### [Data excerpt]
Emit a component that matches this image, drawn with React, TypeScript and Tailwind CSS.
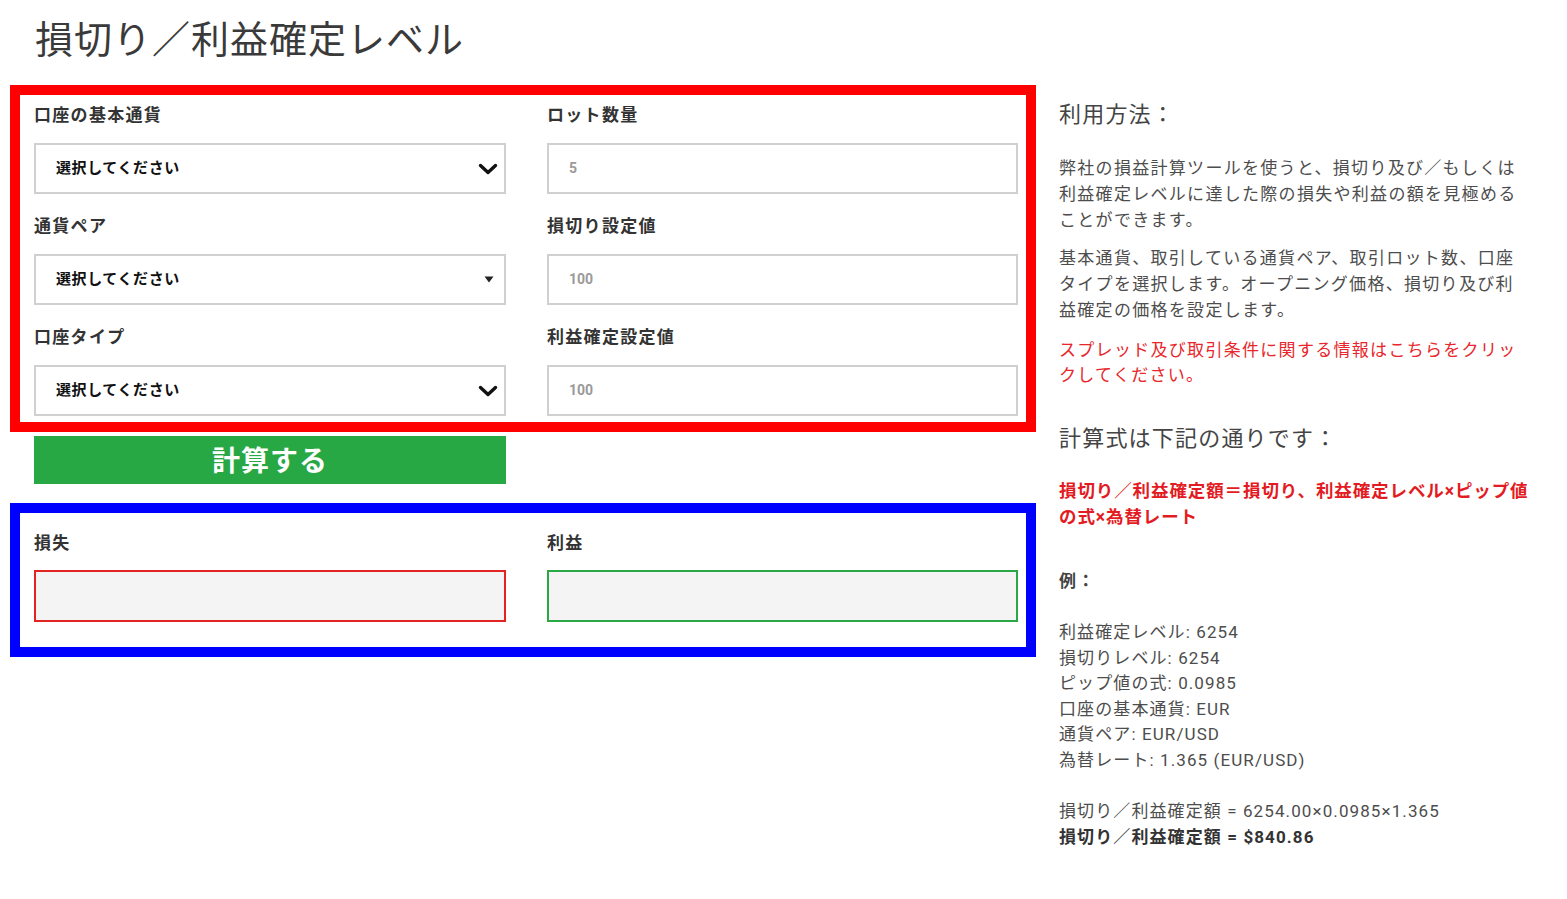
import React from "react";

const FONT = { fontFamily: 'Roboto, "Noto Sans CJK JP", sans-serif' };

function Chevron() {
  return (
    <svg width="20" height="14" viewBox="0 0 20 14" className="shrink-0">
      <path d="M2.5 3.5 L10 10.5 L17.5 3.5" fill="none" stroke="#111" strokeWidth="3.4" strokeLinecap="round" strokeLinejoin="round" />
    </svg>
  );
}

function Caret() {
  return (
    <svg width="10" height="7" viewBox="0 0 10 7" className="shrink-0 mr-[4px]">
      <path d="M0.5 0.5 L9.5 0.5 L5 6.5 Z" fill="#222" />
    </svg>
  );
}

function Label({ children }: { children: React.ReactNode }) {
  return <div className="h-[22px] leading-[22px] text-[17px] font-bold tracking-[1.3px] text-[#333] mb-[17px]">{children}</div>;
}

function SelectBox({ caret }: { caret?: boolean }) {
  return (
    <div className="h-[51px] border-2 border-[#d0d0d0] bg-white flex items-center justify-between pl-[20px] pr-[6px]">
      <span className="text-[15px] font-bold tracking-[0.6px] text-[#111]">選択してください</span>
      {caret ? <Caret /> : <Chevron />}
    </div>
  );
}

function InputBox({ value }: { value: string }) {
  return (
    <div className="h-[51px] border-2 border-[#d0d0d0] bg-white flex items-center pl-[20px]">
      <span className="text-[14px] font-bold text-[#9a9a9a]">{value}</span>
    </div>
  );
}

export default function App() {
  return (
    <div className="w-[1567px] h-[899px] bg-white flex pl-[10px]" style={FONT}>
      {/* Left column */}
      <div className="w-[1026px] flex flex-col">
        <h1 className="ml-[25px] mt-[15px] mb-[20px] h-[50px] leading-[50px] text-[38px] font-normal tracking-[1px] text-[#3a3a3a]">
          損切り／利益確定レベル
        </h1>

        <div className="border-[10px] border-[#ff0000] pl-[14px] pr-[8px] pt-[9px] pb-[6px]">
          <div className="grid grid-cols-[472px_471px] gap-x-[41px]">
            <div>
              <Label>口座の基本通貨</Label>
              <div className="mb-[21px]"><SelectBox /></div>
              <Label>通貨ペア</Label>
              <div className="mb-[21px]"><SelectBox caret /></div>
              <Label>口座タイプ</Label>
              <SelectBox />
            </div>
            <div>
              <Label>ロット数量</Label>
              <div className="mb-[21px]"><InputBox value="5" /></div>
              <Label>損切り設定値</Label>
              <div className="mb-[21px]"><InputBox value="100" /></div>
              <Label>利益確定設定値</Label>
              <InputBox value="100" />
            </div>
          </div>
        </div>

        <button className="ml-[24px] mt-[4px] w-[472px] h-[48px] pt-[3px] bg-[#28a745] text-white text-[28px] font-bold tracking-[1px] flex items-center justify-center">
          計算する
        </button>

        <div className="mt-[19px] border-[10px] border-[#0000ff] pl-[14px] pr-[8px] pt-[19px] pb-[25px]">
          <div className="grid grid-cols-[472px_471px] gap-x-[41px]">
            <div>
              <div className="h-[22px] leading-[22px] text-[17px] font-bold tracking-[1.2px] text-[#333] mb-[16px]">損失</div>
              <div className="h-[52px] border-2 border-[#e32222] bg-[#f4f4f4]" />
            </div>
            <div>
              <div className="h-[22px] leading-[22px] text-[17px] font-bold tracking-[1.2px] text-[#333] mb-[16px]">利益</div>
              <div className="h-[52px] border-2 border-[#2aa845] bg-[#f4f4f4]" />
            </div>
          </div>
        </div>
      </div>

      {/* Right column */}
      <div className="ml-[23px] mt-[100px] w-[470px] text-[17px] tracking-[1.3px] text-[#4d4d4d]">
        <h2 className="h-[30px] leading-[30px] text-[22px] font-normal tracking-[1.2px] text-[#444] mb-[25px]">利用方法：</h2>
        <p className="leading-[26px] mb-[12px]">
          弊社の損益計算ツールを使うと、損切り及び／もしくは利益確定レベルに達した際の損失や利益の額を見極めることができます。
        </p>
        <p className="leading-[26px] mb-[15px]">
          基本通貨、取引している通貨ペア、取引ロット数、口座タイプを選択します。オープニング価格、損切り及び利益確定の価格を設定します。
        </p>
        <p className="leading-[25px] text-[#e8262b]">
          スプレッド及び取引条件に関する情報はこちらをクリックしてください。
        </p>
        <h2 className="mt-[36px] h-[30px] leading-[30px] text-[22px] font-normal tracking-[1.2px] text-[#444]">計算式は下記の通りです：</h2>
        <p className="mt-[24px] leading-[26px] font-bold text-[#e31b23] tracking-[0.9px] text-[17.5px]">
          損切り／利益確定額＝損切り、利益確定レベル×ピップ値の式×為替レート
        </p>
        <p className="mt-[38px] leading-[26px] font-bold text-[#444]">例：</p>
        <div className="mt-[26px] leading-[25.6px] tracking-[1.1px]">
          <div>利益確定レベル: 6254</div>
          <div>損切りレベル: 6254</div>
          <div>ピップ値の式: 0.0985</div>
          <div>口座の基本通貨: EUR</div>
          <div>通貨ペア: EUR/USD</div>
          <div>為替レート: 1.365 (EUR/USD)</div>
          <div className="h-[25.6px]" />
          <div>損切り／利益確定額 = 6254.00×0.0985×1.365</div>
          <div className="font-bold text-[#333]">損切り／利益確定額 = $840.86</div>
        </div>
      </div>
    </div>
  );
}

### [Short problem]
Exclude the images, then output the data above word for word.

### [Full response]
Emit a component that matches this image, drawn with React, TypeScript and Tailwind CSS.
import React from "react";

const FONT = { fontFamily: 'Roboto, "Noto Sans CJK JP", sans-serif' };

function Chevron() {
  return (
    <svg width="20" height="14" viewBox="0 0 20 14" className="shrink-0">
      <path d="M2.5 3.5 L10 10.5 L17.5 3.5" fill="none" stroke="#111" strokeWidth="3.4" strokeLinecap="round" strokeLinejoin="round" />
    </svg>
  );
}

function Caret() {
  return (
    <svg width="10" height="7" viewBox="0 0 10 7" className="shrink-0 mr-[4px]">
      <path d="M0.5 0.5 L9.5 0.5 L5 6.5 Z" fill="#222" />
    </svg>
  );
}

function Label({ children }: { children: React.ReactNode }) {
  return <div className="h-[22px] leading-[22px] text-[17px] font-bold tracking-[1.3px] text-[#333] mb-[17px]">{children}</div>;
}

function SelectBox({ caret }: { caret?: boolean }) {
  return (
    <div className="h-[51px] border-2 border-[#d0d0d0] bg-white flex items-center justify-between pl-[20px] pr-[6px]">
      <span className="text-[15px] font-bold tracking-[0.6px] text-[#111]">選択してください</span>
      {caret ? <Caret /> : <Chevron />}
    </div>
  );
}

function InputBox({ value }: { value: string }) {
  return (
    <div className="h-[51px] border-2 border-[#d0d0d0] bg-white flex items-center pl-[20px]">
      <span className="text-[14px] font-bold text-[#9a9a9a]">{value}</span>
    </div>
  );
}

export default function App() {
  return (
    <div className="w-[1567px] h-[899px] bg-white flex pl-[10px]" style={FONT}>
      {/* Left column */}
      <div className="w-[1026px] flex flex-col">
        <h1 className="ml-[25px] mt-[15px] mb-[20px] h-[50px] leading-[50px] text-[38px] font-normal tracking-[1px] text-[#3a3a3a]">
          損切り／利益確定レベル
        </h1>

        <div className="border-[10px] border-[#ff0000] pl-[14px] pr-[8px] pt-[9px] pb-[6px]">
          <div className="grid grid-cols-[472px_471px] gap-x-[41px]">
            <div>
              <Label>口座の基本通貨</Label>
              <div className="mb-[21px]"><SelectBox /></div>
              <Label>通貨ペア</Label>
              <div className="mb-[21px]"><SelectBox caret /></div>
              <Label>口座タイプ</Label>
              <SelectBox />
            </div>
            <div>
              <Label>ロット数量</Label>
              <div className="mb-[21px]"><InputBox value="5" /></div>
              <Label>損切り設定値</Label>
              <div className="mb-[21px]"><InputBox value="100" /></div>
              <Label>利益確定設定値</Label>
              <InputBox value="100" />
            </div>
          </div>
        </div>

        <button className="ml-[24px] mt-[4px] w-[472px] h-[48px] pt-[3px] bg-[#28a745] text-white text-[28px] font-bold tracking-[1px] flex items-center justify-center">
          計算する
        </button>

        <div className="mt-[19px] border-[10px] border-[#0000ff] pl-[14px] pr-[8px] pt-[19px] pb-[25px]">
          <div className="grid grid-cols-[472px_471px] gap-x-[41px]">
            <div>
              <div className="h-[22px] leading-[22px] text-[17px] font-bold tracking-[1.2px] text-[#333] mb-[16px]">損失</div>
              <div className="h-[52px] border-2 border-[#e32222] bg-[#f4f4f4]" />
            </div>
            <div>
              <div className="h-[22px] leading-[22px] text-[17px] font-bold tracking-[1.2px] text-[#333] mb-[16px]">利益</div>
              <div className="h-[52px] border-2 border-[#2aa845] bg-[#f4f4f4]" />
            </div>
          </div>
        </div>
      </div>

      {/* Right column */}
      <div className="ml-[23px] mt-[100px] w-[470px] text-[17px] tracking-[1.3px] text-[#4d4d4d]">
        <h2 className="h-[30px] leading-[30px] text-[22px] font-normal tracking-[1.2px] text-[#444] mb-[25px]">利用方法：</h2>
        <p className="leading-[26px] mb-[12px]">
          弊社の損益計算ツールを使うと、損切り及び／もしくは利益確定レベルに達した際の損失や利益の額を見極めることができます。
        </p>
        <p className="leading-[26px] mb-[15px]">
          基本通貨、取引している通貨ペア、取引ロット数、口座タイプを選択します。オープニング価格、損切り及び利益確定の価格を設定します。
        </p>
        <p className="leading-[25px] text-[#e8262b]">
          スプレッド及び取引条件に関する情報はこちらをクリックしてください。
        </p>
        <h2 className="mt-[36px] h-[30px] leading-[30px] text-[22px] font-normal tracking-[1.2px] text-[#444]">計算式は下記の通りです：</h2>
        <p className="mt-[24px] leading-[26px] font-bold text-[#e31b23] tracking-[0.9px] text-[17.5px]">
          損切り／利益確定額＝損切り、利益確定レベル×ピップ値の式×為替レート
        </p>
        <p className="mt-[38px] leading-[26px] font-bold text-[#444]">例：</p>
        <div className="mt-[26px] leading-[25.6px] tracking-[1.1px]">
          <div>利益確定レベル: 6254</div>
          <div>損切りレベル: 6254</div>
          <div>ピップ値の式: 0.0985</div>
          <div>口座の基本通貨: EUR</div>
          <div>通貨ペア: EUR/USD</div>
          <div>為替レート: 1.365 (EUR/USD)</div>
          <div className="h-[25.6px]" />
          <div>損切り／利益確定額 = 6254.00×0.0985×1.365</div>
          <div className="font-bold text-[#333]">損切り／利益確定額 = $840.86</div>
        </div>
      </div>
    </div>
  );
}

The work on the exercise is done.